What Messages are we Passing on to Children Regarding Equality?

When I was invited to give a speech again this year at the Women’s Community Impact Awards to celebrate International Women’s Day 2020 and learned the theme was “I am Generation Equality”and “EachforEqual”, my first thought was, that’s a huge subject, where do I even begin? I felt a bit daunted; I must admit!  But I thought back to when I was growing up and the expectation my parents had of me carrying out ‘women’s work.’  Doing the dishes after a meal, not very quietly I might add, whilst my dad and brothers went to watch the TV or read the newspapers.  I had a lot to say about this, and there was a lot of banging and clanging coming from the kitchen and from me every evening!

I’m very aware of the messages that get passed onto my grandchildren and from their parents and great parents too. I’m quick to amend anything that’s said that gives my grandson preferential treatment, just because he was born a boy or a comment that might make my granddaughter feel less worthy because she was born a girl.  These messages are passed down through the generations and are often ignored or taken as a joke because they are normalised within our conversations and our culture, but its important now to become more aware of these messages and when we catch ourselves giving preferential treatment because of a child’s gender, we need to stop and change the conversation.

We need to become more aware of the negative messaging around equality we are passing on to our children because it does have a very real, sinister side to it.  Treating children differently because of their gender within a family is how the culture of inequality is perpetuated throughout our society.  Consciously or subconsciously we all pass these messages on to our children and they pick them up, sometimes without question, sometimes questioning and rebelling – we hope!

In our family, we were able to debate these attitudes and behaviours and point them out and disagree with them.  Imagine what happens within a family where this negative messaging is enabled, encouraged and enforced?  What is being created?  What is being upheld?

A very dangerous, damaging and threatening home environment that seeps out into our community and into our wider society, which is then recognised and labelled as male privilege, male entitlement, maintaining the patriarchal society where men rule and women are demeaned, exploited, under-represented, publicly denounced as literally worth – less. Are valued less, paid less and are victims of the men that are out to exploit them for their own personal gain, pleasure and wealth.  If women speak up and speak out they are then blamed. They asked for it, they deserved it.  And when those women go to court to seek justice, they are not treated equally in the court system. They are victims of an unjust and unequal legal system because of under-representation and because of this, they are facing judges with outdated attitudes and behaviours that are again maintaining the culture of male privilege and male entitlement of a patriarchal society.  Women then become victims of the justice system, they receive far harsher and longer prison sentences than men for less crimes. Crimes that have been perpetrated against them for 20 years or more by their partners who are meant to love, cherish and respect them. Women who make a mistake, behave badly, stick their heads up above the parapet get splashed all over social media and newspapers who once again victim-blame and exploit them for gain – sales, notoriety, credit.
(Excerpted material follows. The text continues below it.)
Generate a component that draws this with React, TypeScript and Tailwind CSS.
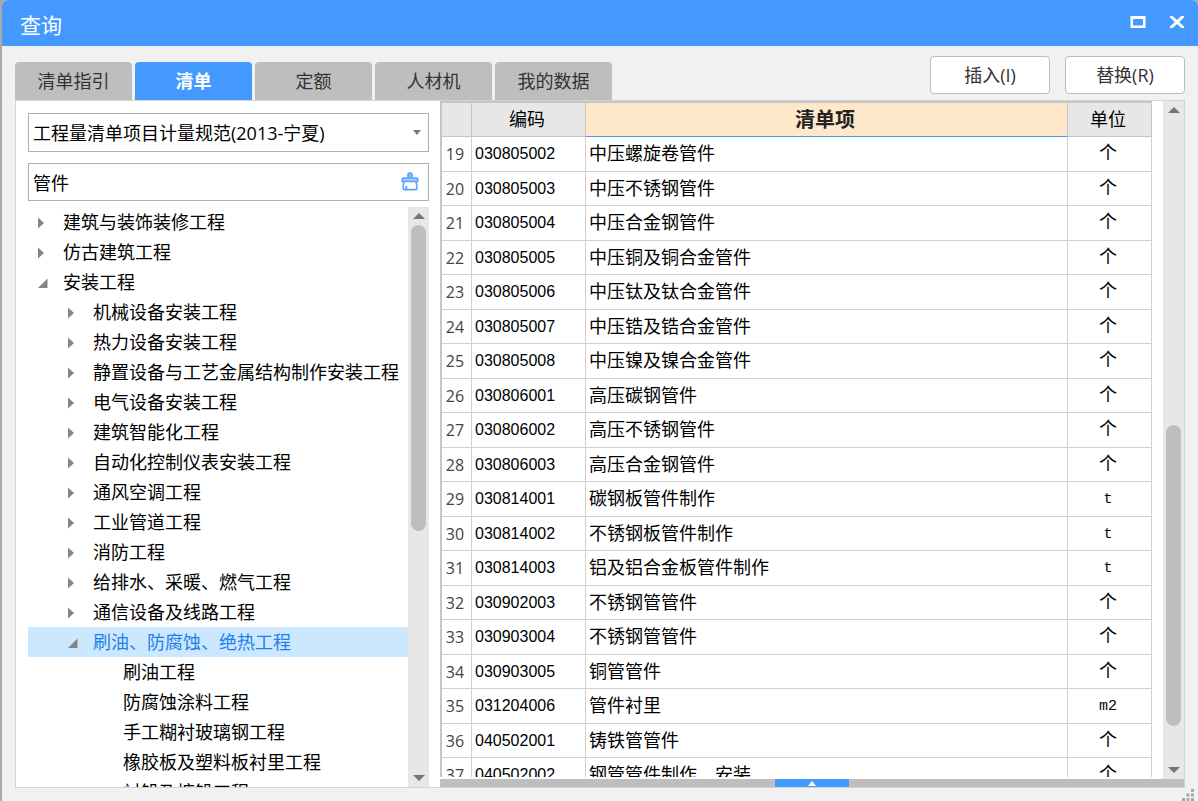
import React from "react";

const tabs = ["清单指引", "清单", "定额", "人材机", "我的数据"];

type Node = { label: string; level: 0 | 1 | 2; state: "closed" | "open" | "leaf"; selected?: boolean };

const nodes: Node[] = [
  { label: "建筑与装饰装修工程", level: 0, state: "closed" },
  { label: "仿古建筑工程", level: 0, state: "closed" },
  { label: "安装工程", level: 0, state: "open" },
  { label: "机械设备安装工程", level: 1, state: "closed" },
  { label: "热力设备安装工程", level: 1, state: "closed" },
  { label: "静置设备与工艺金属结构制作安装工程", level: 1, state: "closed" },
  { label: "电气设备安装工程", level: 1, state: "closed" },
  { label: "建筑智能化工程", level: 1, state: "closed" },
  { label: "自动化控制仪表安装工程", level: 1, state: "closed" },
  { label: "通风空调工程", level: 1, state: "closed" },
  { label: "工业管道工程", level: 1, state: "closed" },
  { label: "消防工程", level: 1, state: "closed" },
  { label: "给排水、采暖、燃气工程", level: 1, state: "closed" },
  { label: "通信设备及线路工程", level: 1, state: "closed" },
  { label: "刷油、防腐蚀、绝热工程", level: 1, state: "open", selected: true },
  { label: "刷油工程", level: 2, state: "leaf" },
  { label: "防腐蚀涂料工程", level: 2, state: "leaf" },
  { label: "手工糊衬玻璃钢工程", level: 2, state: "leaf" },
  { label: "橡胶板及塑料板衬里工程", level: 2, state: "leaf" },
  { label: "衬铅及搪铅工程", level: 2, state: "leaf" },
];

const rows: [number, string, string, string][] = [
  [19, "030805002", "中压螺旋卷管件", "个"],
  [20, "030805003", "中压不锈钢管件", "个"],
  [21, "030805004", "中压合金钢管件", "个"],
  [22, "030805005", "中压铜及铜合金管件", "个"],
  [23, "030805006", "中压钛及钛合金管件", "个"],
  [24, "030805007", "中压锆及锆合金管件", "个"],
  [25, "030805008", "中压镍及镍合金管件", "个"],
  [26, "030806001", "高压碳钢管件", "个"],
  [27, "030806002", "高压不锈钢管件", "个"],
  [28, "030806003", "高压合金钢管件", "个"],
  [29, "030814001", "碳钢板管件制作", "t"],
  [30, "030814002", "不锈钢板管件制作", "t"],
  [31, "030814003", "铝及铝合金板管件制作", "t"],
  [32, "030902003", "不锈钢管管件", "个"],
  [33, "030903004", "不锈钢管管件", "个"],
  [34, "030903005", "铜管管件", "个"],
  [35, "031204006", "管件衬里", "m2"],
  [36, "040502001", "铸铁管管件", "个"],
  [37, "040502002", "钢管管件制作、安装", "个"],
];

const indent = { 0: "pl-[9px]", 1: "pl-[39px]", 2: "pl-[69px]" };

function Twisty({ state }: { state: Node["state"] }) {
  return (
    <svg width="11" height="12" viewBox="0 0 11 12" fill="#858585" className="shrink-0" aria-hidden="true">
      {state === "closed" && <path d="M1 0.5 L7 6 L1 11.5Z" />}
      {state === "open" && <path d="M10.5 1.5 V11 H1Z" />}
    </svg>
  );
}

function ScrollArrow({ dir, label }: { dir: "up" | "down"; label: string }) {
  return (
    <button type="button" aria-label={label} className="flex h-[18px] w-full shrink-0 items-center justify-center">
      <svg width="12" height="6" viewBox="0 0 12 6" fill="#74747c" aria-hidden="true">
        {dir === "up" ? <path d="M0 6 L6 0 L12 6Z" /> : <path d="M0 0 H12 L6 6Z" />}
      </svg>
    </button>
  );
}

function TitleBar() {
  return (
    <header className="flex h-[46px] shrink-0 items-center justify-between rounded-t-md bg-[#4499ff] pl-[18px] pr-[13px] text-white">
      <h1 className="pt-1 text-[21px] leading-7">查询</h1>
      <div className="flex items-center gap-[23px] pb-0.5">
        <button type="button" aria-label="最大化" className="flex h-6 w-4 items-center justify-center">
          <svg width="16" height="12" viewBox="0 0 16 12" aria-hidden="true">
            <path fill="#fff" fillRule="evenodd" d="M0.500 0H15.500V12H0.500Z M3 3V9.500H13V3Z" />
          </svg>
        </button>
        <button type="button" aria-label="关闭" className="flex h-6 w-4 items-center justify-center">
          <svg width="16" height="12" viewBox="0 0 16 12" stroke="#fff" strokeWidth="3" aria-hidden="true">
            <path d="M1.5 0 L14.5 12 M14.5 0 L1.5 12" />
          </svg>
        </button>
      </div>
    </header>
  );
}

function Toolbar() {
  return (
    <div className="flex h-[54px] shrink-0 justify-between px-[13px]">
      <nav className="flex items-end gap-[3px]" role="tablist">
        {tabs.map((t, i) => (
          <button
            key={t}
            type="button"
            role="tab"
            aria-selected={i === 1}
            className={
              i === 1
                ? "h-[38px] w-[117px] rounded-t-sm bg-[#4499ff] font-bold text-white"
                : "h-[38px] w-[117px] rounded-t-sm bg-[#bebebe] text-[#333]"
            }
          >
            {t}
          </button>
        ))}
      </nav>
      <div className="flex items-start gap-[15px] pt-[10px]">
        {["插入(I)", "替换(R)"].map((t) => (
          <button
            key={t}
            type="button"
            className="h-[38px] w-[120px] rounded border border-[#bdbdbd] bg-white text-[#333]"
          >
            {t}
          </button>
        ))}
      </div>
    </div>
  );
}

function Sidebar() {
  return (
    <aside className="flex w-[413px] shrink-0 flex-col pl-3 pt-3">
      <div className="relative h-10">
        <select
          aria-label="计量规范"
          className="h-full w-full appearance-none border border-[#b0b0b0] bg-white pl-1 pt-0.5 outline-none"
        >
          <option>工程量清单项目计量规范(2013-宁夏)</option>
        </select>
        <svg width="8" height="5" viewBox="0 0 8 5" fill="#777" className="pointer-events-none absolute right-2 top-[17px]" aria-hidden="true">
          <path d="M0 0 H8 L4 5Z" />
        </svg>
      </div>
      <div className="mt-[11px] flex h-[39px] items-center border border-[#b0b0b0] pr-[9px]">
        <input aria-label="搜索" defaultValue="管件" className="h-full min-w-0 grow pl-1 outline-none" />
        <button type="button" aria-label="清除">
          <svg width="18" height="19" viewBox="0 0 18 19" fill="none" stroke="#55a3ff" strokeWidth="1.600" strokeLinejoin="round" aria-hidden="true">
            <path d="M7 6 V2.5 Q7 1 9 1 Q11 1 11 2.500 V6Z" fill="#8cc0ff" />
            <path d="M1.2 9.5 V7.2 Q1.2 6 2.400 6 H15.6 Q16.8 6 16.8 7.2 V9.500Z" fill="#a5cfff" />
            <path d="M2.800 9.8 L2 16 Q2 17.600 3.500 17.600 H14.500 Q16 17.600 16 16 L15.200 9.800" />
            <path d="M5.500 14 L5 17" strokeWidth="2" />
          </svg>
        </button>
      </div>
      <div className="mt-1.5 flex min-h-0 grow">
        <ul role="tree" className="min-w-0 grow overflow-hidden">
          {nodes.map((n) => (
            <li
              key={n.label}
              role="treeitem"
              aria-selected={!!n.selected}
              className={n.selected ? "bg-[#cce8ff] text-[#1f7fe8]" : "text-black"}
            >
              <button type="button" className={`flex h-[30px] w-full items-center gap-[15px] whitespace-nowrap pt-0.5 ${indent[n.level]}`}>
                <Twisty state={n.state} />
                {n.label}
              </button>
            </li>
          ))}
        </ul>
        <div className="flex w-[21px] shrink-0 flex-col bg-[#e7e7e7]">
          <ScrollArrow dir="up" label="向上滚动" />
          <div className="mx-[3px] flex-[306] rounded-full bg-[#bebebe]" />
          <div className="flex-[237]" />
          <ScrollArrow dir="down" label="向下滚动" />
        </div>
      </div>
    </aside>
  );
}

function ItemTable() {
  return (
    <div className="mr-[11px] min-h-0 min-w-0 grow overflow-hidden border-b-2 border-white">
      <table className="w-full table-fixed border-separate border-spacing-0 border-l-2 border-[#c6c6c6]">
        <colgroup>
          <col className="w-[30px]" />
          <col className="w-[114px]" />
          <col />
          <col className="w-[84px]" />
        </colgroup>
        <thead>
          <tr className="h-[36px] [&>th]:border-b [&>th]:border-r [&>th]:border-t-2 [&>th]:border-[#c6c6c6] [&>th]:p-0">
            <th aria-label="序号" className="bg-[#e7e7e7]" />
            <th className="bg-[#e7e7e7] pr-[3px]! font-normal">编码</th>
            <th className="border-b-[#4499ff]! bg-[#ffe7c9] pr-[3px]! text-[20px] font-bold text-[#222]">清单项</th>
            <th className="bg-[#e7e7e7] pr-[3px]! font-normal">单位</th>
          </tr>
        </thead>
        <tbody className="leading-6">
          {rows.map(([no, code, name, unit]) => (
            <tr
              key={no}
              className="h-[35px] even:h-[34px] [&>td]:border-b [&>td]:border-r [&>td]:border-[#d0d0d0] [&>td]:p-0"
            >
              <td className="pr-[3px]! text-center text-base text-[#444]">{no}</td>
              <td className="pl-[3px]! font-['Liberation_Sans',sans-serif] text-base">{code}</td>
              <td className="whitespace-nowrap pb-[2px]! pl-[3px]!">{name}</td>
              <td className="pr-[3px]! text-center font-['Liberation_Mono','Noto_Sans_CJK_SC',monospace]">
                <span className={unit === "个" ? "text-[18px]" : "text-[15px]"}>{unit}</span>
              </td>
            </tr>
          ))}
        </tbody>
      </table>
    </div>
  );
}

export default function App() {
  return (
    <div className="h-screen overflow-hidden bg-[#a9a9a9] pl-[2px] font-['Open_Sans','Noto_Sans_CJK_SC',sans-serif] text-[18px] text-black">
      <div className="flex h-full flex-col rounded-t-md bg-[#f1f1f1]">
        <TitleBar />
        <Toolbar />
        <main className="mx-[13px] flex min-h-0 grow border border-[#d3d3d3] bg-white">
          <Sidebar />
          <section className="ml-[11px] flex min-w-0 grow flex-col">
            <div className="flex min-h-0 grow">
              <ItemTable />
              <div className="flex w-[21px] shrink-0 flex-col bg-[#e7e7e7]">
                <ScrollArrow dir="up" label="表格向上滚动" />
                <div className="flex-[306]" />
                <div className="mx-[3px] flex-[300] rounded-full bg-[#bebebe]" />
                <div className="flex-[35]" />
                <ScrollArrow dir="down" label="表格向下滚动" />
              </div>
            </div>
            <div className="flex h-2 shrink-0 justify-center bg-[#bebebe]">
              <button type="button" aria-label="展开" className="flex w-[74px] items-center justify-center bg-[#4499ff]">
                <svg width="8" height="5" viewBox="0 0 8 5" fill="#fff" aria-hidden="true">
                  <path d="M0 5 L4 0 L8 5Z" />
                </svg>
              </button>
            </div>
          </section>
        </main>
        <footer className="flex h-[13px] shrink-0 items-end justify-end pr-1">
          <svg width="12" height="12" viewBox="0 0 12 12" fill="#a8a8a8" aria-hidden="true">
            <path d="M9 0h3v3H9zM9 4.500h3v3H9zM9 9h3v3H9zM4.500 4.500h3v3h-3zM4.500 9h3v3h-3zM0 9h3v3H0z" />
          </svg>
        </footer>
      </div>
    </div>
  );
}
We wouldn’t want to live in a world like that would we – surely?  If there was something, we could do to prevent this from happening, we would, wouldn’t we?  All of us have family, and there are women and girls in our families who we love and adore.  Yes, they can be annoying sometimes and demanding and bossy!  But they are also nurturing, loving, caring, funny, intelligent, creative and courageous!  We want the very best for them, don’t we?  The women and girls in our family are worth it, aren’t they? They’re worth all of us changing for!

So, tomorrow morning when you wake up, please consider these words and consider what negative messages around equality you may be passing on to the children and young people living in your home. What messages about their self-worth and their sense of place in this world are you consciously or subconsciously passing on to them?  Become aware if a message you’re passing on is negative around equality and stop it in its tracks!  Turn it around into a positive towards equality. Allow discussion and safely challenge the negative beliefs towards equality that you identify within your family, because we all do it. If each of us makes a small contribution such as becoming more aware of the messages around equality we pass on to our children, we can achieve change for this and the next generation!

I’ve heard reports recently that misogyny is now the worst it’s been in many years.  Sometimes I fear that as a human race we are going backwards rather than forwards.  We need to equip our young people, boys and girls equally to have a voice, to stand up and speak out and be heard for what they believe in.  They need to be courageous, outspoken with emotional intelligence, but most of all boys and girls, women and men need to stand up together and speak out against misogyny, against discrimination, violence, abuse, exploitation, inequality, victim blaming, trolling, bullying. Together, boys and girls, men and women, our voices are stronger!

Today, I still carry out ‘women’s work’ but in a completely different context.  I wish all the young people well on their journey towards equality.